Data block:
++++++++++++++++++++

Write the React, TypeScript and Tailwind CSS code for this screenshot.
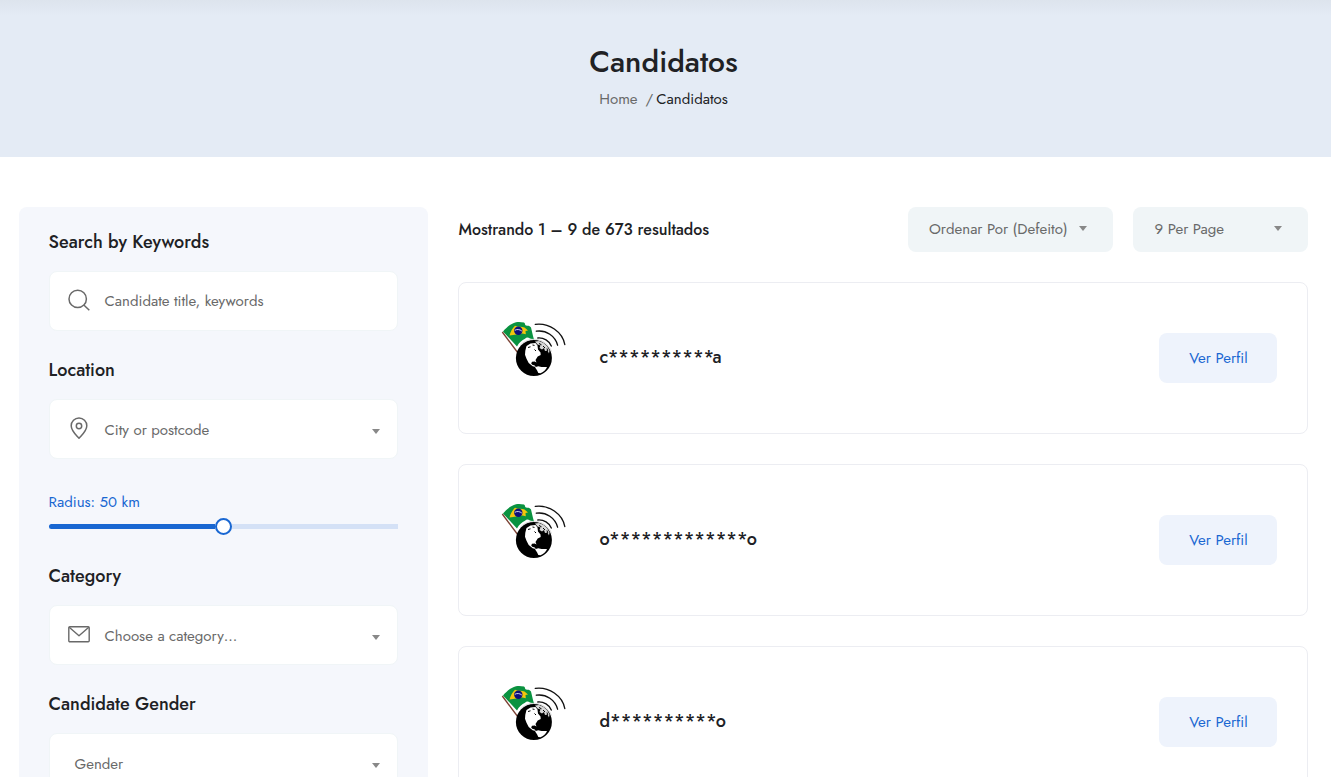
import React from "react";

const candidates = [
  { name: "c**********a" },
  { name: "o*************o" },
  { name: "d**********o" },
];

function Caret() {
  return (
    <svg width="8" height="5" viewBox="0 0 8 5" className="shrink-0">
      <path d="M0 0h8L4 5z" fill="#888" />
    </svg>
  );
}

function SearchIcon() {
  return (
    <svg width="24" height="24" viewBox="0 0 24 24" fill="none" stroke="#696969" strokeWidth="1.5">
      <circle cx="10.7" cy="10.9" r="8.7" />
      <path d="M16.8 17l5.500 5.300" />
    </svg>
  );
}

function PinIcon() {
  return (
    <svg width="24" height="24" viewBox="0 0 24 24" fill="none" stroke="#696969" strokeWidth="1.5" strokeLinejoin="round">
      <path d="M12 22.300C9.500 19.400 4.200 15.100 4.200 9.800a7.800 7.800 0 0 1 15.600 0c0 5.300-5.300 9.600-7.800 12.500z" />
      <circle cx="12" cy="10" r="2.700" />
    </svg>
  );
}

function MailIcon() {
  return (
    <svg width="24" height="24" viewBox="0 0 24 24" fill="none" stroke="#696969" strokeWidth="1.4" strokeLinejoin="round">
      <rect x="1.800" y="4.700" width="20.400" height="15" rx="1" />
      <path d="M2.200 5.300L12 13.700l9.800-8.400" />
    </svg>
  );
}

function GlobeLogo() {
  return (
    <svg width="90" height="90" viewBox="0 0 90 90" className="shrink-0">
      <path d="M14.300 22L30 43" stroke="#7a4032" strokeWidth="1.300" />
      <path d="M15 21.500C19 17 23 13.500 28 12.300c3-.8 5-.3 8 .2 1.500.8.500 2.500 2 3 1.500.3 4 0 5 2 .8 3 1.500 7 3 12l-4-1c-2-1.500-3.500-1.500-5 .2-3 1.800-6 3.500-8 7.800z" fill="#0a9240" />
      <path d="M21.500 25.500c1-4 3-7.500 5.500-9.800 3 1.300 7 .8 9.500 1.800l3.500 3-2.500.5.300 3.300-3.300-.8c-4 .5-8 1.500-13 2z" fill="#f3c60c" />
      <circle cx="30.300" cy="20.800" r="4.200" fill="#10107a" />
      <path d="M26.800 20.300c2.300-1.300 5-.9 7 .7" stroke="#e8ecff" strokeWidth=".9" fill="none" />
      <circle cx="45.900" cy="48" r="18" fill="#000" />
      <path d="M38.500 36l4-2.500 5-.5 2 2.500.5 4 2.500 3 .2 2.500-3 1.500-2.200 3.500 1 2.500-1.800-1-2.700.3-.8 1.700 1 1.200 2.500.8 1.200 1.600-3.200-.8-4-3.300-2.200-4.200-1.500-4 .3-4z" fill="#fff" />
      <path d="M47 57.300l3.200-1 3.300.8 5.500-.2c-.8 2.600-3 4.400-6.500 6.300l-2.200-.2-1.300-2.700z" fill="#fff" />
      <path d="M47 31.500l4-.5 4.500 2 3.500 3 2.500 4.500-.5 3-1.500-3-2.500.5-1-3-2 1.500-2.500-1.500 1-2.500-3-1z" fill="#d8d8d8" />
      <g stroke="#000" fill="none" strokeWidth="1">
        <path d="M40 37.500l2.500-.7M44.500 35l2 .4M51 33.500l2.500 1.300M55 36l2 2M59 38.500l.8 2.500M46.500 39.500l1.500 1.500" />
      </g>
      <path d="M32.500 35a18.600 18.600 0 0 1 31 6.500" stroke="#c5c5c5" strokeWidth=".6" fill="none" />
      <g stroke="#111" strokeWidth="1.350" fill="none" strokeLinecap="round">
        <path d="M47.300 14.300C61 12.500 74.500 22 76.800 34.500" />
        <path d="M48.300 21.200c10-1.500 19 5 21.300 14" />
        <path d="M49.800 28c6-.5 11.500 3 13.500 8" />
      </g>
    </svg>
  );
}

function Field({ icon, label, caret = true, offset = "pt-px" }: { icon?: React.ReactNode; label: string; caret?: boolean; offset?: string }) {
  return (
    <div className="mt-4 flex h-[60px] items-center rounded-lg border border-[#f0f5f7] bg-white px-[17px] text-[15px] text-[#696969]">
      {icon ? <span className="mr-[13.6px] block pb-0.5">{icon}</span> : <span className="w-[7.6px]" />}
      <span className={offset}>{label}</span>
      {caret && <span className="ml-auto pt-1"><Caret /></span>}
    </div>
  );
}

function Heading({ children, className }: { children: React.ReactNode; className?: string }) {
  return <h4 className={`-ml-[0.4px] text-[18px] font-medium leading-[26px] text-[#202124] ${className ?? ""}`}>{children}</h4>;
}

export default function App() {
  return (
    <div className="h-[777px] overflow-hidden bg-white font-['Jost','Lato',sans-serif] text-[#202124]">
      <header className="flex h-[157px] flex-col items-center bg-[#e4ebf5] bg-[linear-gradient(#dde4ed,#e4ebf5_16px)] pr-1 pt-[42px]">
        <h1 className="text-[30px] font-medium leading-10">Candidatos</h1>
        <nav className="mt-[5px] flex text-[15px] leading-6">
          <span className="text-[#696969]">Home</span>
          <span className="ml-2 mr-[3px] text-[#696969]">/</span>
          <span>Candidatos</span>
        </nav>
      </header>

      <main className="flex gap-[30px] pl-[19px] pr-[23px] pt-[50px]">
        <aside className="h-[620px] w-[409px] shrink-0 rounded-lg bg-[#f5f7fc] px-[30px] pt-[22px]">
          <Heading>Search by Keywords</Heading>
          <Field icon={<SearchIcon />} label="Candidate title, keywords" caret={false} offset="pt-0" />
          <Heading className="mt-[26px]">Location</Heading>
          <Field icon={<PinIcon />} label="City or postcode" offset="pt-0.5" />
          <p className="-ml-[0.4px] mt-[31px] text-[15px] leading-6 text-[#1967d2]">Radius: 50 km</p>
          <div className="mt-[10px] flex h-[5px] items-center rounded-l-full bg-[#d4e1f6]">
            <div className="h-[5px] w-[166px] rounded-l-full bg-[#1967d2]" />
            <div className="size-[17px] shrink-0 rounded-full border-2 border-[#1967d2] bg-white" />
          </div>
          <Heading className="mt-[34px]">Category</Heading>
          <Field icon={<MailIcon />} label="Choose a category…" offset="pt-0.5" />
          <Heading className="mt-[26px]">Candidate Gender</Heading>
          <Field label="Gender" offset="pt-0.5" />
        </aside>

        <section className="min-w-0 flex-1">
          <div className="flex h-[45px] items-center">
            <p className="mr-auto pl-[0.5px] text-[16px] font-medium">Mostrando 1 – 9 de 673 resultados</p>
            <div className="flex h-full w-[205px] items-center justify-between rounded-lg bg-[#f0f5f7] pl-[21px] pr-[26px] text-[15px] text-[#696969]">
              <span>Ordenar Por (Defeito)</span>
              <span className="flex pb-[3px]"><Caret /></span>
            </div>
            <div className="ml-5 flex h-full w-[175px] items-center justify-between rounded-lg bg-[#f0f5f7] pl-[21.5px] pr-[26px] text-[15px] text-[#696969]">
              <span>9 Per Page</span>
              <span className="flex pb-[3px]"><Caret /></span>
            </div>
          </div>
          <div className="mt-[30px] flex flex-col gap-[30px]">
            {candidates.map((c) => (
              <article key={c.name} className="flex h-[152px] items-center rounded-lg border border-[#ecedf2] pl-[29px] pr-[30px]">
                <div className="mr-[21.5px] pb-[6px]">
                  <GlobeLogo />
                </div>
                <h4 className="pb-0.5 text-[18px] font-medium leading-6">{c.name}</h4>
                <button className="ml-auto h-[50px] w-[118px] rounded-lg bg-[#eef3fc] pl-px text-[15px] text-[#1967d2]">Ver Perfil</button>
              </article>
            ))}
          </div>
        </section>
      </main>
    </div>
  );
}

++++++++++++++++++++

Goal: Restate the data above word for word. Do not include the images.

Answer to this task:
Write the React, TypeScript and Tailwind CSS code for this screenshot.
import React from "react";

const candidates = [
  { name: "c**********a" },
  { name: "o*************o" },
  { name: "d**********o" },
];

function Caret() {
  return (
    <svg width="8" height="5" viewBox="0 0 8 5" className="shrink-0">
      <path d="M0 0h8L4 5z" fill="#888" />
    </svg>
  );
}

function SearchIcon() {
  return (
    <svg width="24" height="24" viewBox="0 0 24 24" fill="none" stroke="#696969" strokeWidth="1.5">
      <circle cx="10.7" cy="10.9" r="8.7" />
      <path d="M16.8 17l5.500 5.300" />
    </svg>
  );
}

function PinIcon() {
  return (
    <svg width="24" height="24" viewBox="0 0 24 24" fill="none" stroke="#696969" strokeWidth="1.5" strokeLinejoin="round">
      <path d="M12 22.300C9.500 19.400 4.200 15.100 4.200 9.800a7.800 7.800 0 0 1 15.600 0c0 5.300-5.300 9.600-7.800 12.500z" />
      <circle cx="12" cy="10" r="2.700" />
    </svg>
  );
}

function MailIcon() {
  return (
    <svg width="24" height="24" viewBox="0 0 24 24" fill="none" stroke="#696969" strokeWidth="1.4" strokeLinejoin="round">
      <rect x="1.800" y="4.700" width="20.400" height="15" rx="1" />
      <path d="M2.200 5.300L12 13.700l9.800-8.400" />
    </svg>
  );
}

function GlobeLogo() {
  return (
    <svg width="90" height="90" viewBox="0 0 90 90" className="shrink-0">
      <path d="M14.300 22L30 43" stroke="#7a4032" strokeWidth="1.300" />
      <path d="M15 21.500C19 17 23 13.500 28 12.300c3-.8 5-.3 8 .2 1.500.8.500 2.500 2 3 1.500.3 4 0 5 2 .8 3 1.500 7 3 12l-4-1c-2-1.500-3.500-1.500-5 .2-3 1.800-6 3.500-8 7.800z" fill="#0a9240" />
      <path d="M21.500 25.500c1-4 3-7.500 5.500-9.800 3 1.300 7 .8 9.500 1.800l3.500 3-2.500.5.300 3.300-3.300-.8c-4 .5-8 1.500-13 2z" fill="#f3c60c" />
      <circle cx="30.300" cy="20.800" r="4.200" fill="#10107a" />
      <path d="M26.800 20.300c2.300-1.300 5-.9 7 .7" stroke="#e8ecff" strokeWidth=".9" fill="none" />
      <circle cx="45.900" cy="48" r="18" fill="#000" />
      <path d="M38.500 36l4-2.500 5-.5 2 2.500.5 4 2.500 3 .2 2.500-3 1.500-2.200 3.500 1 2.500-1.800-1-2.700.3-.8 1.700 1 1.200 2.500.8 1.200 1.600-3.200-.8-4-3.300-2.200-4.200-1.500-4 .3-4z" fill="#fff" />
      <path d="M47 57.300l3.200-1 3.300.8 5.500-.2c-.8 2.600-3 4.400-6.500 6.300l-2.200-.2-1.300-2.700z" fill="#fff" />
      <path d="M47 31.500l4-.5 4.500 2 3.500 3 2.500 4.500-.5 3-1.500-3-2.500.5-1-3-2 1.500-2.500-1.500 1-2.500-3-1z" fill="#d8d8d8" />
      <g stroke="#000" fill="none" strokeWidth="1">
        <path d="M40 37.500l2.500-.7M44.500 35l2 .4M51 33.500l2.500 1.300M55 36l2 2M59 38.500l.8 2.500M46.500 39.500l1.500 1.500" />
      </g>
      <path d="M32.500 35a18.600 18.600 0 0 1 31 6.500" stroke="#c5c5c5" strokeWidth=".6" fill="none" />
      <g stroke="#111" strokeWidth="1.350" fill="none" strokeLinecap="round">
        <path d="M47.300 14.300C61 12.500 74.500 22 76.800 34.500" />
        <path d="M48.300 21.200c10-1.500 19 5 21.300 14" />
        <path d="M49.800 28c6-.5 11.500 3 13.500 8" />
      </g>
    </svg>
  );
}

function Field({ icon, label, caret = true, offset = "pt-px" }: { icon?: React.ReactNode; label: string; caret?: boolean; offset?: string }) {
  return (
    <div className="mt-4 flex h-[60px] items-center rounded-lg border border-[#f0f5f7] bg-white px-[17px] text-[15px] text-[#696969]">
      {icon ? <span className="mr-[13.6px] block pb-0.5">{icon}</span> : <span className="w-[7.6px]" />}
      <span className={offset}>{label}</span>
      {caret && <span className="ml-auto pt-1"><Caret /></span>}
    </div>
  );
}

function Heading({ children, className }: { children: React.ReactNode; className?: string }) {
  return <h4 className={`-ml-[0.4px] text-[18px] font-medium leading-[26px] text-[#202124] ${className ?? ""}`}>{children}</h4>;
}

export default function App() {
  return (
    <div className="h-[777px] overflow-hidden bg-white font-['Jost','Lato',sans-serif] text-[#202124]">
      <header className="flex h-[157px] flex-col items-center bg-[#e4ebf5] bg-[linear-gradient(#dde4ed,#e4ebf5_16px)] pr-1 pt-[42px]">
        <h1 className="text-[30px] font-medium leading-10">Candidatos</h1>
        <nav className="mt-[5px] flex text-[15px] leading-6">
          <span className="text-[#696969]">Home</span>
          <span className="ml-2 mr-[3px] text-[#696969]">/</span>
          <span>Candidatos</span>
        </nav>
      </header>

      <main className="flex gap-[30px] pl-[19px] pr-[23px] pt-[50px]">
        <aside className="h-[620px] w-[409px] shrink-0 rounded-lg bg-[#f5f7fc] px-[30px] pt-[22px]">
          <Heading>Search by Keywords</Heading>
          <Field icon={<SearchIcon />} label="Candidate title, keywords" caret={false} offset="pt-0" />
          <Heading className="mt-[26px]">Location</Heading>
          <Field icon={<PinIcon />} label="City or postcode" offset="pt-0.5" />
          <p className="-ml-[0.4px] mt-[31px] text-[15px] leading-6 text-[#1967d2]">Radius: 50 km</p>
          <div className="mt-[10px] flex h-[5px] items-center rounded-l-full bg-[#d4e1f6]">
            <div className="h-[5px] w-[166px] rounded-l-full bg-[#1967d2]" />
            <div className="size-[17px] shrink-0 rounded-full border-2 border-[#1967d2] bg-white" />
          </div>
          <Heading className="mt-[34px]">Category</Heading>
          <Field icon={<MailIcon />} label="Choose a category…" offset="pt-0.5" />
          <Heading className="mt-[26px]">Candidate Gender</Heading>
          <Field label="Gender" offset="pt-0.5" />
        </aside>

        <section className="min-w-0 flex-1">
          <div className="flex h-[45px] items-center">
            <p className="mr-auto pl-[0.5px] text-[16px] font-medium">Mostrando 1 – 9 de 673 resultados</p>
            <div className="flex h-full w-[205px] items-center justify-between rounded-lg bg-[#f0f5f7] pl-[21px] pr-[26px] text-[15px] text-[#696969]">
              <span>Ordenar Por (Defeito)</span>
              <span className="flex pb-[3px]"><Caret /></span>
            </div>
            <div className="ml-5 flex h-full w-[175px] items-center justify-between rounded-lg bg-[#f0f5f7] pl-[21.5px] pr-[26px] text-[15px] text-[#696969]">
              <span>9 Per Page</span>
              <span className="flex pb-[3px]"><Caret /></span>
            </div>
          </div>
          <div className="mt-[30px] flex flex-col gap-[30px]">
            {candidates.map((c) => (
              <article key={c.name} className="flex h-[152px] items-center rounded-lg border border-[#ecedf2] pl-[29px] pr-[30px]">
                <div className="mr-[21.5px] pb-[6px]">
                  <GlobeLogo />
                </div>
                <h4 className="pb-0.5 text-[18px] font-medium leading-6">{c.name}</h4>
                <button className="ml-auto h-[50px] w-[118px] rounded-lg bg-[#eef3fc] pl-px text-[15px] text-[#1967d2]">Ver Perfil</button>
              </article>
            ))}
          </div>
        </section>
      </main>
    </div>
  );
}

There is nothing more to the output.